Kesederhanaan dan integritas beliau menjadi tuntunan dalam pengabdian saya selama ini.

Pernah suatu hari beliau menyampaikan sesuatu,
"Moel, kalau kamu tidak bisa memberi jangan pernah mengambil." Ini terngiang terus hingga sekarang.

Hari ini, saya kehilangan seorang senior, seorang panutan.
Tapi tanah air tidak pernah kehilangan pengabdian dan jasa seorang.
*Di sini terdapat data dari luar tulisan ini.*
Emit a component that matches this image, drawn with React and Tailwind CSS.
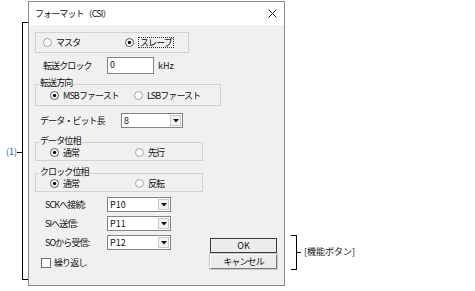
import React from "react";

function Radio({ checked }) {
  return (
    <svg width="9" height="9" viewBox="0 0 9 9" className="shrink-0">
      <circle cx="4.5" cy="4.5" r="4" fill="white" stroke={checked ? "#555" : "#a0a0a0"} strokeWidth="1" />
      {checked && <circle cx="4.5" cy="4.5" r="1.7" fill="#111" />}
    </svg>
  );
}

function RadioItem({ checked, label, focus, className = "" }) {
  return (
    <div className={"flex items-center gap-[4px] " + className}>
      <Radio checked={checked} />
      <span className={focus ? "border border-dotted border-[#333] px-[1px] leading-[9px]" : "leading-[9px]"}>{label}</span>
    </div>
  );
}

function Select({ value, className }) {
  return (
    <div className={"flex h-[15px] items-stretch border border-[#828282] bg-white " + className}>
      <span className="flex-1 pl-[2px] leading-[13px] tracking-normal">{value}</span>
      <div className="m-[1px] flex w-[11px] items-center justify-center border border-[#c8c8c8] bg-[#f3f3f3]">
        <svg width="6" height="4" viewBox="0 0 6 4">
          <path d="M0 0 H6 L3 3.5 Z" fill="#111" />
        </svg>
      </div>
    </div>
  );
}

function Group({ label, className, children }) {
  return (
    <div className={"relative border border-[#d2d2d2] " + className}>
      {label && (
        <span className="absolute -top-[7px] left-[3px] bg-[#f0f0f0] px-[1px] leading-[9px]">{label}</span>
      )}
      {children}
    </div>
  );
}

export default function App() {
  return (
    <div className="relative h-[291px] w-[475px] overflow-hidden bg-white font-['Noto_Sans_CJK_JP',sans-serif] text-[9px] tracking-[-0.9px] text-[#111]">
      {/* left bracket annotation */}
      <div className="absolute left-[22px] top-[22px] h-[258px] w-[7px] border-y border-l border-black" />
      <div className="absolute left-[17px] top-[152px] h-px w-[5px] bg-black" />
      <span className="absolute left-[6px] top-[147px] leading-[10px] tracking-normal text-[#0a5fb4]">(1)</span>

      {/* right bracket annotation */}
      <div className="absolute left-[291px] top-[235px] h-[35px] w-[6px] border-y border-r border-black" />
      <div className="absolute left-[296px] top-[252px] h-px w-[5px] bg-black" />
      <span className="absolute left-[304px] top-[247px] leading-[10px] tracking-normal text-[#111]">[機能ボタン]</span>

      {/* dialog window */}
      <div className="absolute left-[28px] top-[1px] flex h-[285px] w-[257px] flex-col border border-[#8a8a8a] bg-[#f0f0f0]">
        <div className="flex h-[23px] items-center justify-between bg-white pl-[6px] pr-[7px]">
          <span className="leading-[11px]">フォーマット（CSI）</span>
          <svg width="9" height="9" viewBox="0 0 9 9">
            <path d="M0.5 0.5 L8.5 8.5 M8.5 0.5 L0.5 8.5" stroke="#222" strokeWidth="1" />
          </svg>
        </div>

        <div className="flex flex-1 flex-col pl-[6px]">
          <Group label="" className="mt-[7px] flex h-[21px] w-[154px] items-center pl-[7px]">
            <RadioItem label="マスタ" className="w-[82px]" />
            <RadioItem checked focus label="スレーブ" />
          </Group>

          <div className="mt-[4px] flex h-[17px] items-center">
            <span className="ml-[8px] w-[64px] leading-[11px]">転送クロック</span>
            <div className="h-[17px] w-[47px] border border-[#828282] bg-white pl-[2px] leading-[14px]">0</div>
            <span className="ml-[4px] leading-[11px] tracking-normal">kHz</span>
          </div>

          <Group label="転送方向" className="mt-[10px] flex h-[22px] w-[186px] items-center pl-[14px] pt-[1px]">
            <RadioItem checked label="MSBファースト" className="w-[84px]" />
            <RadioItem label="LSBファースト" />
          </Group>

          <div className="mt-[7px] flex h-[15px] items-center">
            <span className="ml-[5px] w-[81px] leading-[11px]">データ・ビット長</span>
            <Select value="8" className="w-[62px]" />
          </div>

          <Group label="データ位相" className="mt-[14px] flex h-[19px] w-[168px] items-center pl-[14px] pt-[2px]">
            <RadioItem checked label="通常" className="w-[85px]" />
            <RadioItem label="先行" />
          </Group>

          <Group label="クロック位相" className="mt-[12px] flex h-[19px] w-[168px] items-center pl-[14px] pt-[2px]">
            <RadioItem checked label="通常" className="w-[85px]" />
            <RadioItem label="反転" />
          </Group>

          <div className="flex flex-1 items-start justify-between pr-[7px]">
            <div className="flex flex-col">
              <div className="mt-[5px] flex h-[15px] items-center">
                <span className="ml-[10px] w-[62px] leading-[11px]">SCKへ接続:</span>
                <Select value="P10" className="w-[64px]" />
              </div>
              <div className="mt-[4px] flex h-[15px] items-center">
                <span className="ml-[10px] w-[62px] leading-[11px]">SIへ送信:</span>
                <Select value="P11" className="w-[64px]" />
              </div>
              <div className="mt-[4px] flex h-[15px] items-center">
                <span className="ml-[10px] w-[62px] leading-[11px]">SOから受信:</span>
                <Select value="P12" className="w-[64px]" />
              </div>
              <div className="mt-[7px] flex items-center gap-[3px] pl-[6px]">
                <div className="h-[10px] w-[10px] border border-[#6d6d6d] bg-white" />
                <span className="leading-[11px]">繰り返し</span>
              </div>
            </div>
            <div className="mt-[46px] flex flex-col gap-[1px]">
              <div className="flex h-[15px] w-[67px] items-center justify-center border border-[#3a3a3a] bg-[#ececec] leading-[11px] tracking-normal">
                OK
              </div>
              <div className="flex h-[15px] w-[67px] items-center justify-center border border-b-[#7a7a7a] border-l-white border-r-[#7a7a7a] border-t-white bg-[#ececec] leading-[11px] shadow-[0_0_0_1px_#c8c8c8]">
                キャンセル
              </div>
            </div>
          </div>
        </div>
      </div>
    </div>
  );
}
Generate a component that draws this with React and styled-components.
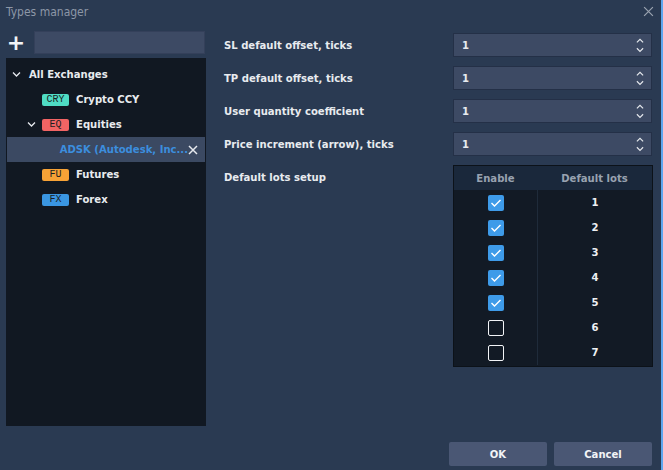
import styled, { createGlobalStyle } from 'styled-components';

const GlobalStyle = createGlobalStyle`
  html, body {
    margin: 0;
    padding: 0;
    background: #2a3a52;
  }
  body {
    font-family: 'DejaVu Sans Condensed', 'DejaVu Sans', sans-serif;
  }
`;

const exchanges = [
  { id: 'cry', badge: 'CRY', color: '#4fdcc4', name: 'Crypto CCY' },
  {
    id: 'eq',
    badge: 'EQ',
    color: '#f26464',
    name: 'Equities',
    open: true,
    children: [{ id: 'adsk', name: 'ADSK (Autodesk, Inc...' }],
  },
  { id: 'fu', badge: 'FU', color: '#f7a236', name: 'Futures' },
  { id: 'fx', badge: 'FX', color: '#3a96e2', name: 'Forex' },
];

const fields = [
  'SL default offset, ticks',
  'TP default offset, ticks',
  'User quantity coefficient',
  'Price increment (arrow), ticks',
];

const lots = [
  { lot: 1, on: true },
  { lot: 2, on: true },
  { lot: 3, on: true },
  { lot: 4, on: true },
  { lot: 5, on: true },
  { lot: 6, on: false },
  { lot: 7, on: false },
];

function Chevron({ dir = 'down', size = 9 }) {
  const d = dir === 'down' ? 'M1 2.5 L4.5 6 L8 2.5' : 'M1 6 L4.5 2.5 L8 6';
  return (
    <svg width={size} height={size * 0.9} viewBox="0 0 9 8">
      <path d={d} fill="none" stroke="#e6e9ee" strokeWidth="1.3" />
    </svg>
  );
}

function Cross({ size = 10, color = '#e6e9ee', width = 1.5 }) {
  return (
    <svg width={size} height={size} viewBox="0 0 10 10">
      <path d="M1 1 L9 9 M9 1 L1 9" stroke={color} strokeWidth={width} />
    </svg>
  );
}

export default function App() {
  return (
    <>
      <GlobalStyle />
      <Window>
        <TitleBar>
          <Title>Types manager</Title>
          <CloseBtn>
            <Cross size={11} color="#9aa3b0" width={1.1} />
          </CloseBtn>
        </TitleBar>
        <Body>
          <LeftCol>
            <Toolbar>
              <Plus>+</Plus>
              <Search />
            </Toolbar>
            <TreePanel>
              <TreeRow $level={0}>
                <Toggle>
                  <Chevron />
                </Toggle>
                <RootLabel>All Exchanges</RootLabel>
              </TreeRow>
              {exchanges.map((ex) => (
                <div key={ex.id}>
                  <TreeRow $level={1}>
                    <Toggle>{ex.open && <Chevron />}</Toggle>
                    <Badge $color={ex.color}>{ex.badge}</Badge>
                    <NodeLabel>{ex.name}</NodeLabel>
                  </TreeRow>
                  {ex.open &&
                    ex.children.map((c) => (
                      <TreeRow key={c.id} $level={2} $selected>
                        <Toggle />
                        <Symbol>{c.name}</Symbol>
                        <RemoveBtn>
                          <Cross size={10} />
                        </RemoveBtn>
                      </TreeRow>
                    ))}
                </div>
              ))}
            </TreePanel>
          </LeftCol>
          <Form>
            {fields.map((f) => (
              <FieldRow key={f}>
                <Label>{f}</Label>
                <Spinner>
                  <SpinValue>1</SpinValue>
                  <SpinArrows>
                    <Chevron dir="up" size={8} />
                    <Chevron dir="down" size={8} />
                  </SpinArrows>
                </Spinner>
              </FieldRow>
            ))}
            <FieldRow $top>
              <Label $pad>Default lots setup</Label>
              <LotsTable>
                <HeadRow>
                  <HeadCell>Enable</HeadCell>
                  <HeadCell>Default lots</HeadCell>
                </HeadRow>
                {lots.map((l) => (
                  <LotRow key={l.lot}>
                    <LotCell>
                      <Check $on={l.on}>
                        {l.on && (
                          <svg width="12" height="10" viewBox="0 0 12 10">
                            <path
                              d="M1.5 5 L4.5 8 L10.5 2"
                              fill="none"
                              stroke="#fff"
                              strokeWidth="1.4"
                            />
                          </svg>
                        )}
                      </Check>
                    </LotCell>
                    <LotCell $num>{l.lot}</LotCell>
                  </LotRow>
                ))}
              </LotsTable>
            </FieldRow>
          </Form>
        </Body>
        <Footer>
          <Button>OK</Button>
          <Button>Cancel</Button>
        </Footer>
      </Window>
    </>
  );
}

const Window = styled.div`
  width: 663px;
  height: 470px;
  box-sizing: border-box;
  border-right: 2px solid #5ea6ee;
  background: #2a3a52;
  display: flex;
  flex-direction: column;
  overflow: hidden;
`;

const TitleBar = styled.div`
  height: 23px;
  display: flex;
  align-items: center;
  justify-content: space-between;
  padding: 0 7px 1px 6px;
`;

const Title = styled.span`
  color: #8d97a7;
  font-size: 12px;
`;

const CloseBtn = styled.span`
  display: flex;
`;

const Body = styled.div`
  flex: 1;
  display: flex;
  min-height: 0;
`;

const LeftCol = styled.div`
  width: 200px;
  margin-left: 6px;
  display: flex;
  flex-direction: column;
`;

const Toolbar = styled.div`
  display: flex;
  align-items: center;
  gap: 8px;
  padding: 7px 1px 4px 0;
`;

const Plus = styled.span`
  width: 20px;
  text-align: center;
  color: #f2f4f7;
  font-size: 22px;
  line-height: 22px;
  font-weight: bold;
  font-family: 'DejaVu Sans', sans-serif;
`;

const Search = styled.div`
  flex: 1;
  height: 23px;
  box-sizing: border-box;
  background: #3d4a64;
  border: 1px solid #34405a;
`;

const TreePanel = styled.div`
  flex: 1;
  background: #111822;
  padding-top: 4px;
`;

const TreeRow = styled.div`
  height: 25px;
  margin: 0 1px;
  display: flex;
  align-items: center;
  padding-left: ${(p) => 5 + p.$level * 15 + (p.$level > 1 ? 4 : 0)}px;
  background: ${(p) => (p.$selected ? '#3b4962' : 'transparent')};
`;

const Toggle = styled.span`
  width: 17px;
  display: flex;
  align-items: center;
`;

const RootLabel = styled.span`
  color: #e8ebef;
  font-size: 11.2px;
  font-weight: bold;
`;

const Badge = styled.span`
  width: 27px;
  height: 12px;
  margin-left: -2px;
  margin-right: 7px;
  border-radius: 2px;
  background: ${(p) => p.$color};
  color: #1a1d22;
  font-family: 'Liberation Mono', monospace;
  font-size: 10px;
  line-height: 12px;
  text-align: center;
`;

const NodeLabel = styled.span`
  color: #e8ebef;
  font-size: 11.2px;
  font-weight: bold;
`;

const Symbol = styled.span`
  flex: 1;
  color: #3c8ede;
  font-size: 11.2px;
  font-weight: bold;
  white-space: nowrap;
`;

const RemoveBtn = styled.span`
  display: flex;
  margin-right: 7px;
`;

const Form = styled.div`
  flex: 1;
  padding: 9px 9px 0 18px;
  display: flex;
  flex-direction: column;
  gap: 9px;
`;

const FieldRow = styled.div`
  display: flex;
  align-items: ${(p) => (p.$top ? 'flex-start' : 'center')};
`;

const Label = styled.span`
  width: 229px;
  color: #e8ebef;
  font-size: 11.2px;
  font-weight: bold;
  padding-top: ${(p) => (p.$pad ? '6px' : '0')};
`;

const Spinner = styled.div`
  width: 199px;
  height: 24px;
  box-sizing: border-box;
  background: #3d4a64;
  border: 1px solid #243047;
  display: flex;
  align-items: center;
  justify-content: space-between;
  padding: 0 7px 0 8px;
`;

const SpinValue = styled.span`
  color: #e8ebef;
  font-size: 11.2px;
  font-weight: bold;
`;

const SpinArrows = styled.span`
  display: flex;
  flex-direction: column;
  gap: 2px;
`;

const LotsTable = styled.div`
  width: 200px;
  box-sizing: border-box;
  border: 1px solid #0c1219;
  background: #121a25;
  padding-bottom: 1px;
`;

const HeadRow = styled.div`
  display: grid;
  grid-template-columns: 83px 1fr;
  height: 24px;
  background: #1a283b;
`;

const HeadCell = styled.span`
  display: flex;
  align-items: center;
  justify-content: center;
  color: #98a2b0;
  font-size: 11.2px;
  font-weight: bold;
`;

const LotRow = styled.div`
  display: grid;
  grid-template-columns: 83px 1fr;
  height: 25px;
`;

const LotCell = styled.span`
  display: flex;
  align-items: center;
  justify-content: center;
  border-left: ${(p) => (p.$num ? '1px solid #1f2b3a' : 'none')};
  color: #eef0f3;
  font-size: 11.2px;
  font-weight: bold;
`;

const Check = styled.span`
  width: 16px;
  height: 16px;
  box-sizing: border-box;
  border-radius: 2px;
  display: flex;
  align-items: center;
  justify-content: center;
  background: ${(p) => (p.$on ? '#3e9be9' : 'transparent')};
  border: ${(p) => (p.$on ? 'none' : '1.5px solid #f2f4f7')};
`;

const Footer = styled.div`
  height: 44px;
  box-sizing: border-box;
  display: flex;
  justify-content: flex-end;
  gap: 7px;
  padding: 16px 9px 4px 0;
`;

const Button = styled.button`
  width: 98px;
  height: 24px;
  border: none;
  border-radius: 2px;
  background: #4a5774;
  color: #f2f4f7;
  font-family: 'DejaVu Sans Condensed', 'DejaVu Sans', sans-serif;
  font-size: 11.2px;
  font-weight: bold;
`;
JIka saja pak Moel ingat dan kembali mencerna makna atas apa yang disampaikan Alm. Pramono Edhi Wibowo. Tentu Pak Moel akan berfikir kembali terkait geger pengambil alihan kepemimpinan partai demokrat. 

Kecuali memang, jika ternyata Pak Moel sudah merasa bisa memberi selama ini. Maka berdasarkan "pemberian" itu pula mungjin menjadi pijakan kenapa ia harus mengambil alih Demokrat dengan cara yang cukup menggemparkan layaknya Kudeta.

Begitupun saya temukan Pak Moel Mengucapkan bela sungkawa atas wafatnya Ibu Ani Yudhoyono pada 2 Juni 2019. Foto SBY bersanding dengan Almarhumah Ibu Ani turut menghiasi feed Instagram @dr_moeldoko. 

Sayang saya tidak menemukan foto /unggahan pak Moel terkait AHY. Sebagai seorang emak, saya sadar ini bukan jalinan cerita sinetron Ikatan cinta.  Ini bukan pula sebentuk rasa yang pernah ada. Jika dulu begitu dekatnya Pak Moel dengan keluarga SBY, mengapa kini harus ada sengketa kepemimpinan politik diantara mereka?.

Semudah itukah unggah ungguh politik yang harusnya menjadi tauladan dari sosok seorang Jenderal? Melupakan semua rekam jejak yang pernah tercatat dalam lembaran negara. Masihkah ada itikad baik dari Pak Moel untuk bertemu pak SBY agar konflik dualisme kepemimpinan Demokrat Versi Moeldoko dan AHY memiliki titik terang penyelesaian?. Come on Pak Moel Sang Putera Kediri dan AHY sang Putera Pacitan. Negeri ini butuh kedamaian lebih dari sekedar perebutan posisi ketua umum Partai.

Sebagai emak-emak yang punya semangat makantar-kantar, sungguh saya tidak berharap para petinggi negeri ini menempuh Prahara hanya unruk sekedar mendapatkan kuasa!!! cukup dalam dunia drama korea atau sinetron saja.